There are Biblical examples of how wealth can be directly granted by God as an expression of favor, one of the best examples being Job. The entire book is about his life of prosperity getting thoroughly disrupted after Satan claims that he would certainly curse God if he was no longer protected from misery and did not have such abundant possessions (Job 1:9-11). After this, Job is tested severely with the loss of health, family members, and animals, yet he refuses to curse God or falsely think his tragedies are punishment for evil he has committed--God calls Job blameless when Satan questions his commitment to God. Only after extreme suffering is Job restored and blessed by God even more than before.
Job's status at the beginning and end of the book is one of wealth, his wealth at the end surpassing his wealth at the start. This material prosperity is specifically stated to be brought about by God in the final chapter. Job 42:10 says that God, once Job had emerged from his hellacious trials, "made him prosperous again and gave him twice as much as he had before," and verse 12 in the same chapter adds that God "blessed the latter part of Job's life more than the first." Consistent with this description, this chapter of Job clarifies that he had 14,000 sheep, 6,000 camels, and two thousand other animals. At both ends of the story, ownership of an enormous number of animals is used to convey the wealth Job was given.
It would be a serious mistake and an obvious non sequitur fallacy, however, to think that this is always how the rest of the Bible treats wealth, as if everyone who is not wealthy is forsaken by or an enemy of God and everyone who is wealthy is divinely blessed.
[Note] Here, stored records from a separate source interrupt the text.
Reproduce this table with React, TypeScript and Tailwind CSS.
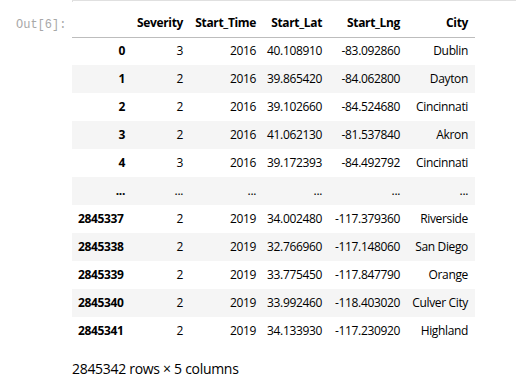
import React from "react";

const cols = [
  { name: "", w: 60 },
  { name: "Severity", w: 58 },
  { name: "Start_Time", w: 73 },
  { name: "Start_Lat", w: 66 },
  { name: "Start_Lng", w: 78 },
  { name: "City", w: 68 },
];

const rows: string[][] = [
  ["0", "3", "2016", "40.108910", "-83.092860", "Dublin"],
  ["1", "2", "2016", "39.865420", "-84.062800", "Dayton"],
  ["2", "2", "2016", "39.102660", "-84.524680", "Cincinnati"],
  ["3", "2", "2016", "41.062130", "-81.537840", "Akron"],
  ["4", "3", "2016", "39.172393", "-84.492792", "Cincinnati"],
  ["...", "...", "...", "...", "...", "..."],
  ["2845337", "2", "2019", "34.002480", "-117.379360", "Riverside"],
  ["2845338", "2", "2019", "32.766960", "-117.148060", "San Diego"],
  ["2845339", "2", "2019", "33.775450", "-117.847790", "Orange"],
  ["2845340", "2", "2019", "33.992460", "-118.403020", "Culver City"],
  ["2845341", "2", "2019", "34.133930", "-117.230920", "Highland"],
];

export default function App() {
  return (
    <div
      className="w-[516px] h-[390px] bg-white text-black overflow-hidden"
      style={{ fontFamily: '"Segoe UI", "Open Sans", "Noto Sans", sans-serif' }}
    >
      <div className="ml-[72px] h-[2px] border-t border-l border-[#e0e0e0]" />
      <div className="flex">
        <div
          className="w-[72px] shrink-0 pl-[16px] pt-[15px] text-[12px] leading-[16px] text-[#a8a8a8]"
          style={{ fontFamily: '"Liberation Mono", "DejaVu Sans Mono", monospace' }}
        >
          Out[6]:
        </div>
        <div className="flex flex-col pt-[7px]">
          <table className="border-collapse text-[12px] tracking-[-0.35px] table-fixed w-[403px]">
            <colgroup>
              {cols.map((c, i) => (
                <col key={i} style={{ width: c.w }} />
              ))}
            </colgroup>
            <thead>
              <tr className="border-b border-[#bdbdbd]">
                {cols.map((c, i) => (
                  <th
                    key={i}
                    className="h-[28px] p-0 pr-[7px] text-right font-bold whitespace-nowrap"
                  >
                    {c.name}
                  </th>
                ))}
              </tr>
            </thead>
            <tbody>
              {rows.map((r, ri) => (
                <tr key={ri} className={ri % 2 === 1 ? "bg-[#f5f5f5]" : "bg-white"}>
                  {r.map((v, ci) =>
                    ci === 0 ? (
                      <th
                        key={ci}
                        className={
                          "h-[28px] p-0 font-bold whitespace-nowrap " +
                          (v.length > 3 ? "text-left pl-[6px]" : "text-right pr-[7px]")
                        }
                      >
                        {v}
                      </th>
                    ) : (
                      <td
                        key={ci}
                        className="h-[28px] p-0 pr-[7px] text-right font-normal whitespace-nowrap"
                      >
                        {v}
                      </td>
                    )
                  )}
                </tr>
              ))}
            </tbody>
          </table>
          <div className="mt-[14px] text-[14px] leading-[20px] tracking-[-0.3px]">
            2845342 rows × 5 columns
          </div>
        </div>
      </div>
    </div>
  );
}
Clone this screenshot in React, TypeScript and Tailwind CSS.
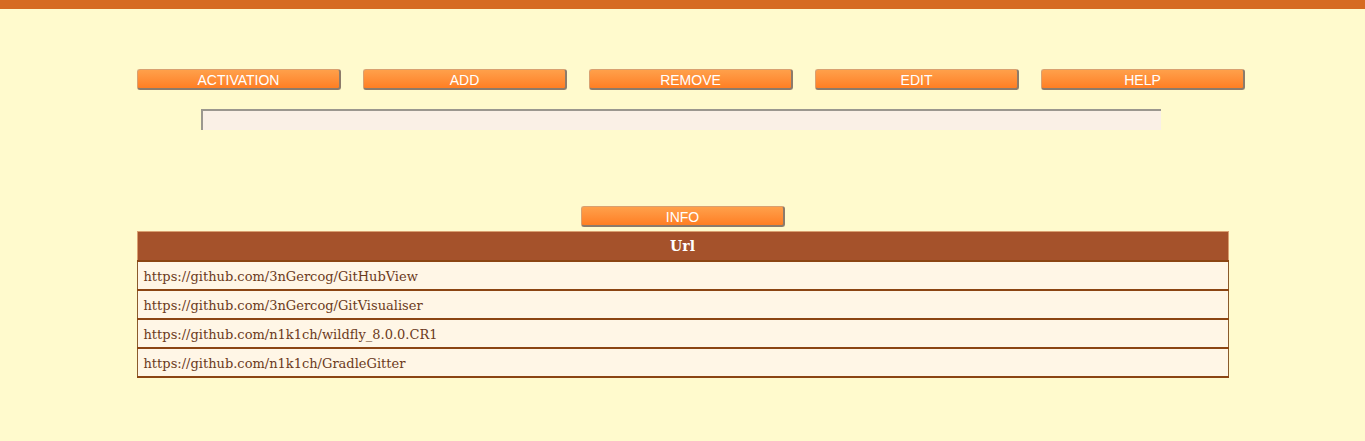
import { FC } from 'react';

const actions = ['ACTIVATION', 'ADD', 'REMOVE', 'EDIT', 'HELP'];

const repos = [
  'https://github.com/3nGercog/GitHubView',
  'https://github.com/3nGercog/GitVisualiser',
  'https://github.com/n1k1ch/wildfly_8.0.0.CR1',
  'https://github.com/n1k1ch/GradleGitter',
];

const OrangeButton: FC<{ label: string }> = ({ label }) => (
  <button
    type="button"
    className="h-[21px] w-[204px] rounded-[3px] border border-[#d9a070] border-r-2 border-b-2 border-r-[#8c7b6b] border-b-[#8c7b6b] bg-gradient-to-b from-[#ffa04a] to-[#ff7e22] pt-px text-[14px] leading-[18px] text-white font-['Liberation_Sans',Arial,sans-serif]"
  >
    {label}
  </button>
);

const App: FC = () => {
  return (
    <div className="min-h-[441px] bg-[#fffacd]">
      <div className="h-[9px] bg-[#d66b22]" />

      <section className="pt-[60px]">
        <div className="flex gap-[22px] pl-[137px]">
          {actions.map((label) => (
            <OrangeButton key={label} label={label} />
          ))}
        </div>

        <div className="mt-[19px] flex pl-[201px]">
          <input
            type="text"
            className="h-[21px] w-[960px] border-t-2 border-l-2 border-t-[#9b978f] border-l-[#9b978f] bg-[#faf0e6] outline-none"
          />
        </div>
      </section>

      <section className="mt-[74px] flex flex-col items-center">
        <div className="pl-px">
          <OrangeButton label="INFO" />
        </div>

        <table className="mt-[3px] w-[1092px] border-collapse font-['DejaVu_Serif',Georgia,serif] text-[13px] text-[#6b3a1c]">
          <thead>
            <tr>
              <th className="h-[29px] border border-[#d9a070] bg-[#a5522b] pt-px text-center text-[14px] font-bold text-white">
                Url
              </th>
            </tr>
          </thead>
          <tbody>
            {repos.map((url) => (
              <tr key={url}>
                <td className="h-[29px] border-2 border-x border-[#8b4513] border-x-[#8b5a2b] bg-[#fff6e6] px-[6px] pt-[3px] text-left">
                  {url}
                </td>
              </tr>
            ))}
          </tbody>
        </table>
      </section>
    </div>
  );
};

export default App;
Like health or physical beauty, and other such characteristics of a person, financial standing is conceptually unrelated to someone's moral standing even though God occasionally rewards someone by granting them one of these things. The idea that financial security and economic success reflect moral character and soteriological security is part of the heresy of the prosperity gospel, a contra-Biblical kind of glorification of money and the status it can bring.
The prosperity gospel's flaw is not holding that money (and in broader versions, physical or mental health as well) could be something God bestows in response to commitment to him and his commands of justice. The error is in the notion that this is a universal or integral part of Biblical teachings about the relationship between salvation, moral character, and prosperity. At that point, a possibility that might be the case in a handful of situations is twisted into a nonexistent promise from God that actually contradicts what the Bible does say. The fools who actually think this theological stance has anything to do with the Bible are not just guilty of making assumptions and betraying reason and actual Biblical doctrines, but in danger of being crushed by disappointment when they do not receive what they hope for.
The easiest way to avoid this gratuitous disappointment based on mere assumptions and distortions is to realize that sometimes material prosperity is a sign of divine favor in Biblical stories and sometimes it is not. It takes only a moment to realize that it does not logically follow from someone having any particular degree of wealth that this is because God is personally blessing them, but even the Bible itself illustrates this point through examples, all without necessarily saying that wealth could be but is not always a mark of God's approval. The beliefs that wealth on its own is either sinful or the divine reward for righteousness are asinine and unbiblical. As is so often the case, it is easy for the irrational to be swept aside by fallacies leading to one side of a truth or the other.